Consider using visual asset management tools designed for creative professionals. Applications like Eagle, Pixave, or Adobe Bridge provide powerful organization features including tagging, rating systems, and visual browsing that streamline curation workflows.

Regularly review and purge your collections. Visual trends evolve, and assets that felt relevant years ago may now seem dated. Maintaining a fresh, current library ensures your mood boards remain contemporary and compelling.

Typography and Text in Visual Curation

While imagery dominates most mood boards, typography often plays a supporting role. Curate font examples with the same care as photographs, selecting typefaces that reinforce your aesthetic direction and communicate appropriate tone.

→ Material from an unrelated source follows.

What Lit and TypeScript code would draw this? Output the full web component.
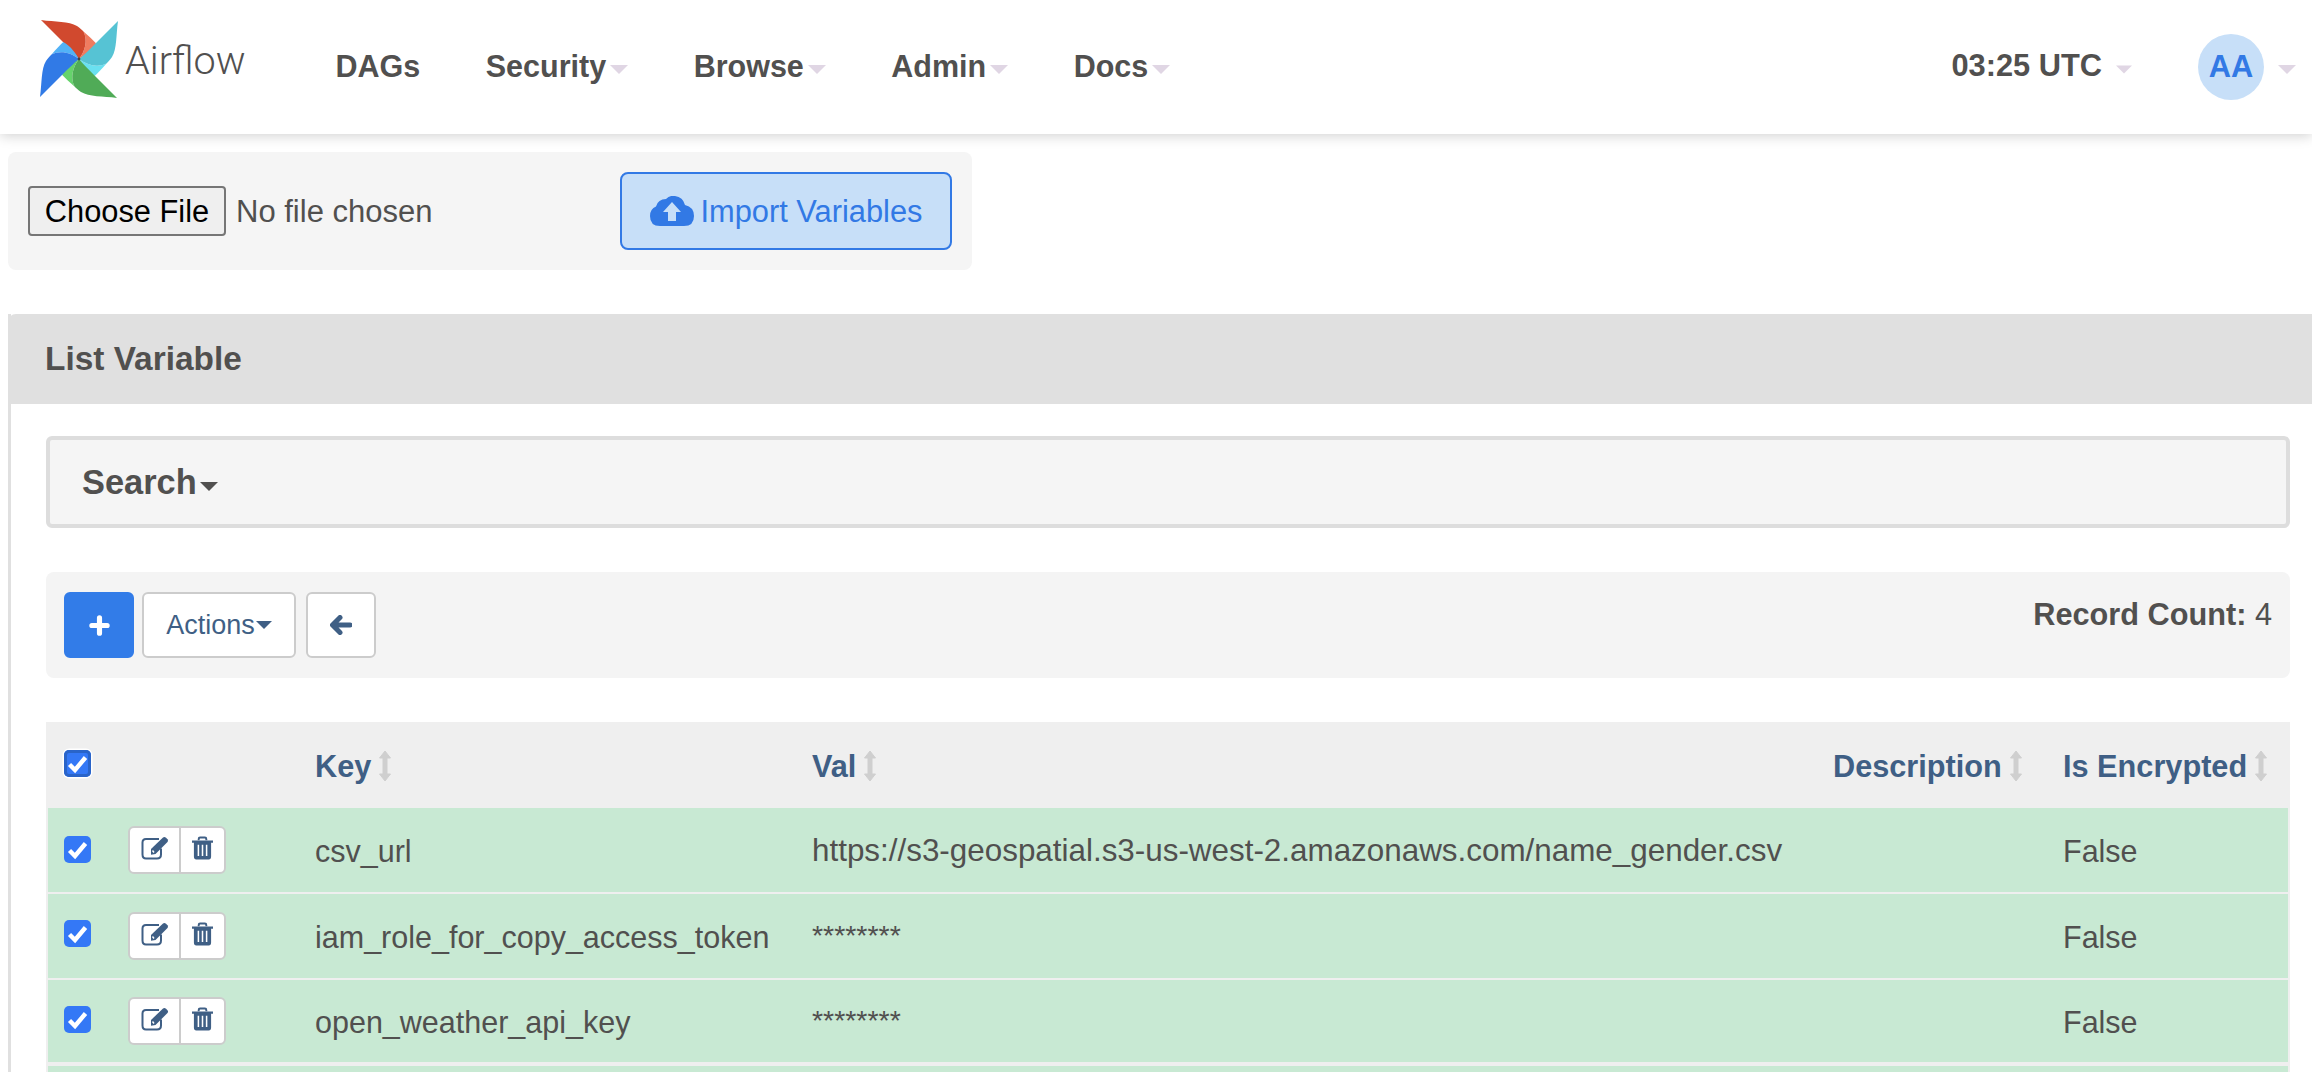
import { LitElement, html, css, svg } from "lit";
import { customElement } from "lit/decorators.js";

const blade = (main: string, light: string, rot: number) => svg`
  <g transform="rotate(${rot})">
    <path d="M4.5 -27.5 C9.5 -23 14 -19 17 -15.7 C13 -8 5 -3 0 0 C6 -8 9 -18 4.5 -27.5Z" fill=${light}></path>
    <path d="M-38 -39 C-24 -37 -10 -38 -2 -33 C1 -31 3 -29 4.5 -27.5 C9 -18 6 -8 0 0 C-4 -5 -10 -11 -15 -16Z" fill=${main}></path>
  </g>`;

const sortIcon = html`<svg class="sort" viewBox="0 0 12 32" width="12" height="32"><path d="M6 1 L11.5 8 H8 V24 H11.5 L6 31 L.5 24 H4 V8 H.5Z" fill="#cfcfcf" stroke="#cfcfcf" stroke-linejoin="round"></path></svg>`;

const caret = html`<svg class="caret" viewBox="0 0 18 9" width="18" height="9"><path d="M0 0H18L9 9Z" fill="#e0d6e4"></path></svg>`;

const check = html`<svg class="tick" viewBox="0 0 27 27" width="27" height="27"><path d="M5.5 14.5 L11 20 L21.5 7.5" fill="none" stroke="#fff" stroke-width="4.4"></path></svg>`;

const editIcon = html`<svg viewBox="0 0 28 24" width="28" height="24"><path d="M20 12.5 V18.5 Q20 22.5 16 22.5 H5 Q1.5 22.5 1.5 18.5 V6.5 Q1.5 3 5 3 H18" fill="none" stroke="#3f5f85" stroke-width="2"></path><path d="M10 13 L22 1.5 Q23.5 .3 25 1.7 L26.5 3.2 Q27.6 4.6 26.5 6 L14.5 18 L10 18.7Z" fill="#3f5f85"></path><path d="M11.5 14.5 L13 16.5" stroke="#fff" stroke-width="1.4"></path></svg>`;

const trashIcon = html`<svg viewBox="0 0 22 24" width="21" height="24"><path d="M7 4 V2.5 Q7 1 8.5 1 H13.5 Q15 1 15 2.5 V4" fill="none" stroke="#3f5f85" stroke-width="2"></path><path d="M0 4.2 H22 V6.4 H20 V21 Q20 24 17.5 24 H4.5 Q2 24 2 21 V6.4 H0Z" fill="#3f5f85"></path><path d="M6.7 8.5V20.5M11 8.5V20.5M15.3 8.5V20.5" stroke="#fff" stroke-width="1.6"></path></svg>`;

const rows: [string, string, string][] = [
  ["csv_url", "https://s3-geospatial.s3-us-west-2.amazonaws.com/name_gender.csv", "url"],
  ["iam_role_for_copy_access_token", "********", "mask"],
  ["open_weather_api_key", "********", "mask"],
];

@customElement("app-root")
export class AppRoot extends LitElement {
  static styles = css`
    :host {
      display: block;
      height: 1072px;
      overflow: hidden;
      background: #fff;
      font-family: "Liberation Sans", Arial, sans-serif;
      font-size: 30.5px;
      color: #51504f;
    }
    .nav {
      height: 134px;
      display: flex;
      align-items: center;
      background: #fff;
      box-shadow: 0 2px 12px rgba(0, 0, 0, 0.18);
      position: relative;
      box-sizing: border-box;
      padding-left: 39px;
    }
    .logo { display: block; margin-top: -16px; }
    .brand {
      font-family: Roboto, sans-serif;
      font-weight: 300;
      font-size: 39.6px;
      margin-left: 6px;
      margin-top: -14px;
      color: #51504f;
      width: 122px;
    }
    .menu {
      display: flex;
      gap: 65.5px;
      margin-left: 88.5px;
      margin-top: -2px;
      font-weight: 700;
      font-size: 30.5px;
      align-items: center;
    }
    .menu span, .right span { display: inline-flex; align-items: center; }
    .caret { margin-left: 4px; margin-top: 6px; }
    .right {
      margin-left: auto;
      display: flex;
      align-items: center;
      font-weight: 700;
      font-size: 30.8px;
      padding-right: 16px;
      margin-top: -2px;
    }
    .right .time .caret { margin-left: 14px; width: 16px; }
    .avatar {
      width: 66px;
      height: 66px;
      border-radius: 50%;
      background: #c7dff8;
      color: #3279e5;
      display: flex;
      align-items: center;
      justify-content: center;
      margin-left: 66px;
      margin-top: 2px;
    }
    .right > .caret { margin-left: 14px; }

    .import {
      margin: 18px 0 0 8px;
      width: 964px;
      height: 118px;
      box-sizing: border-box;
      background: #f5f5f5;
      border-radius: 8px;
      display: flex;
      align-items: center;
      padding: 0 20px;
    }
    .choose {
      width: 198px;
      height: 50px;
      box-sizing: border-box;
      border: 2px solid #767676;
      border-radius: 4px;
      background: #efefef;
      color: #000;
      font: inherit;
      font-size: 30.8px;
      padding: 2px 0 0;
    }
    .nofile { margin-left: 10px; font-size: 31px; padding-top: 1px; }
    .importbtn {
      margin-left: auto;
      width: 332px;
      height: 78px;
      box-sizing: border-box;
      border: 2px solid #3279e5;
      border-radius: 8px;
      background: #c7dff8;
      color: #3279e5;
      display: flex;
      align-items: center;
      justify-content: center;
      gap: 7px;
      font-size: 30.8px;
    }
    .importbtn span { padding-top: 2px; }
    .panel {
      margin: 44px 0 0 8px;
      border-left: 3px solid #e0e0e0;
      background: #fff;
    }
    .heading {
      margin-left: -3px;
      height: 90px;
      background: #e0e0e0;
      border-radius: 8px 0 0 0;
      display: flex;
      align-items: center;
      padding-left: 37px;
      font-weight: 700;
      font-size: 33.4px;
    }
    .body { padding: 32px 22px 0 35px; }
    .search {
      height: 92px;
      box-sizing: border-box;
      border: 4px solid #dddddd;
      border-radius: 6px;
      background: #f5f5f5;
      display: flex;
      align-items: center;
      padding-left: 32px;
      font-weight: 700;
      font-size: 34.4px;
      gap: 3px;
    }
    .toolbar {
      margin-top: 44px;
      height: 106px;
      box-sizing: border-box;
      background: #f4f4f4;
      border-radius: 8px;
      padding: 20px 18px;
      display: flex;
      gap: 8px;
      position: relative;
    }
    .btn {
      height: 66px;
      box-sizing: border-box;
      border: 2px solid #cccccc;
      border-radius: 6px;
      background: #fff;
      color: #3f5f85;
      display: flex;
      align-items: center;
      justify-content: center;
      font-size: 27px;
    }
    .add { width: 70px; background: #327ce8; border-color: #327ce8; }
    .actions { width: 154px; gap: 1px; }
    .back { width: 70px; margin-left: 2px; }
    .count { margin-left: auto; margin-top: -2px; line-height: 50px; font-size: 30.7px; }
    .count b { font-weight: 700; }

    .table { margin-top: 44px; background: #efefef; padding: 0 2px; }
    .row {
      display: grid;
      grid-template-columns: 80px 187px 497px 1021px 230px 1fr;
      align-items: center;
    }
    .head {
      height: 86px;
      margin: 0 -2px;
      padding-left: 2px;
      color: #3f5f85;
      font-weight: 700;
      font-size: 30.7px;
    }
    .head .cell { display: flex; align-items: center; gap: 8px; padding-top: 4px; }
    .sort { margin-top: -2px; }
    .data { height: 84px; background: #c8e9d3; margin-bottom: 2px; }
    .data.third { height: 82px; margin-bottom: 4px; }
    .data > span { padding-top: 2px; }
    .url { font-size: 31.4px; }
    .mask { font-size: 28.5px; margin-top: -4px; }
    .box {
      width: 27px;
      height: 27px;
      margin-left: 16px;
      border-radius: 5px;
      background: #3478f6;
      display: block;
    }
    .data > .box { padding-top: 0; }
    .box.r0 { margin-top: -2px; }
    .box.r1 { margin-top: -6px; }
    .box.r2 { margin-top: -4px; }
    .tick { display: block; }
    .box.focus {
      margin-top: -3px;
      background: #3478f6;
      box-shadow: inset 0 0 0 3px #2a64c8, 0 0 0 1.5px #fff;
    }
    .group {
      width: 98px;
      height: 48px;
      box-sizing: border-box;
      border: 2px solid #cccccc;
      border-radius: 6px;
      background: #fff;
      display: flex;
    }
    .group > span { display: flex; align-items: center; justify-content: center; }
    .group > span:first-child { width: 49px; border-right: 2px solid #cccccc; padding-bottom: 4px; box-sizing: content-box; height: 40px; }
    .group > span:last-child { flex: 1; padding-bottom: 4px; }
  `;

  render() {
    return html`
      <header class="nav">
        <svg class="logo" width="80" height="80" viewBox="-40 -40 80 80">
          ${blade("#d1492e", "#f07c60", 0)}
          ${blade("#56c3d4", "#6ae0f0", 90)}
          ${blade("#50ab57", "#66d36c", 180)}
          ${blade("#317ae6", "#52b2f7", 270)}
          <circle r="1.4" fill="#444"></circle>
        </svg>
        <span class="brand">Airflow</span>
        <nav class="menu">
          <span>DAGs</span>
          <span>Security${caret}</span>
          <span>Browse${caret}</span>
          <span>Admin${caret}</span>
          <span>Docs${caret}</span>
        </nav>
        <div class="right">
          <span class="time">03:25 UTC${caret}</span>
          <div class="avatar">AA</div>
          ${caret}
        </div>
      </header>

      <section class="import">
        <button class="choose">Choose File</button>
        <span class="nofile">No file chosen</span>
        <div class="importbtn">
          <svg viewBox="0 0 44 30" width="44" height="30"><path d="M10 30 Q0 30 0 20 Q0 13 6 10.5 Q8 3 16 3 Q20 -1 25 0 Q33 1 35 9 Q44 11 44 20 Q44 30 34 30Z" fill="#3279e5"></path><path d="M22 6 L31 16 H26 V25 H18 V16 H13Z" fill="#c7dff8"></path></svg>
          <span>Import Variables</span>
        </div>
      </section>

      <section class="panel">
        <div class="heading">List Variable</div>
        <div class="body">
          <div class="search">
            <span>Search</span>
            <svg viewBox="0 0 18 9" width="18" height="9" style="margin-top:8px"><path d="M0 0H18L9 9Z" fill="#51504f"></path></svg>
          </div>
          <div class="toolbar">
            <div class="btn add">
              <svg viewBox="0 0 22 22" width="21" height="21"><path d="M11 3V19M3 11H19" stroke="#fff" stroke-width="5.4" stroke-linecap="round"></path></svg>
            </div>
            <div class="btn actions">
              <span>Actions</span>
              <svg viewBox="0 0 16 8" width="16" height="8"><path d="M0 0H16L8 8Z" fill="#3f5f85"></path></svg>
            </div>
            <div class="btn back">
              <svg viewBox="0 0 22 20" width="22" height="20"><path d="M10 2.5 L2.5 10 L10 17.5 M3.5 10 H20" fill="none" stroke="#3f5f85" stroke-width="5" stroke-linecap="round" stroke-linejoin="round"></path></svg>
            </div>
            <div class="count"><b>Record Count:</b> 4</div>
          </div>
          <div class="table">
            <div class="row head">
              <span class="box focus">${check}</span>
              <span></span>
              <span class="cell">Key${sortIcon}</span>
              <span class="cell">Val${sortIcon}</span>
              <span class="cell">Description${sortIcon}</span>
              <span class="cell">Is Encrypted${sortIcon}</span>
            </div>
            ${rows.map(
              ([k, v, cls], i) => html`
                <div class="row data ${i === 2 ? "third" : ""}">
                  <span class="box r${i}">${check}</span>
                  <div class="group"><span>${editIcon}</span><span>${trashIcon}</span></div>
                  <span>${k}</span>
                  <span class=${cls}>${v}</span>
                  <span></span>
                  <span>False</span>
                </div>
              `
            )}
            <div class="row data"></div>
          </div>
        </div>
      </section>
    `;
  }
}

Include variety in your typography samples: display fonts for impact, body text examples for readability, and accent fonts for personality. Show how different type styles might work together, previewing potential hierarchical relationships.

Consider including text as visual texture rather than readable content. Foreign language text, abstract letterforms, or extremely large typography can function as graphic elements that contribute to overall composition without literal meaning.

Texture and Material Considerations

Texture adds depth and tactile interest to inspiration boards. Curate images highlighting interesting surfaces, materials, and finishes relevant to your project. These elements help visualize how designs might feel physically, not just how they look.

For digital projects, texture images can suggest visual treatment approaches. Rough textures might inspire grunge effects, while smooth surfaces could indicate minimalist aesthetics. The metaphorical qualities of textures communicate as powerfully as their literal appearances.

Physical projects benefit from actual material samples whenever possible. Fabric swatches, paper stocks, wood finishes, and metal samples provide information impossible to convey through images alone. Combining physical materials with digital imagery creates rich, informative boards.

Conclusion

Mastering visual curation is a continuous journey of developing your eye, expanding your visual vocabulary, and refining your editing skills. Great curators see connections others miss, recognize quality instantly, and assemble elements into narratives greater than their individual parts. Practice these skills consistently by creating boards for both professional projects and personal exploration. Study the work of master curators across disciplines, from museum exhibitions to editorial spreads. Over time, you'll develop an intuitive sense for what works, allowing you to curate with confidence and create inspiration boards that truly inspire.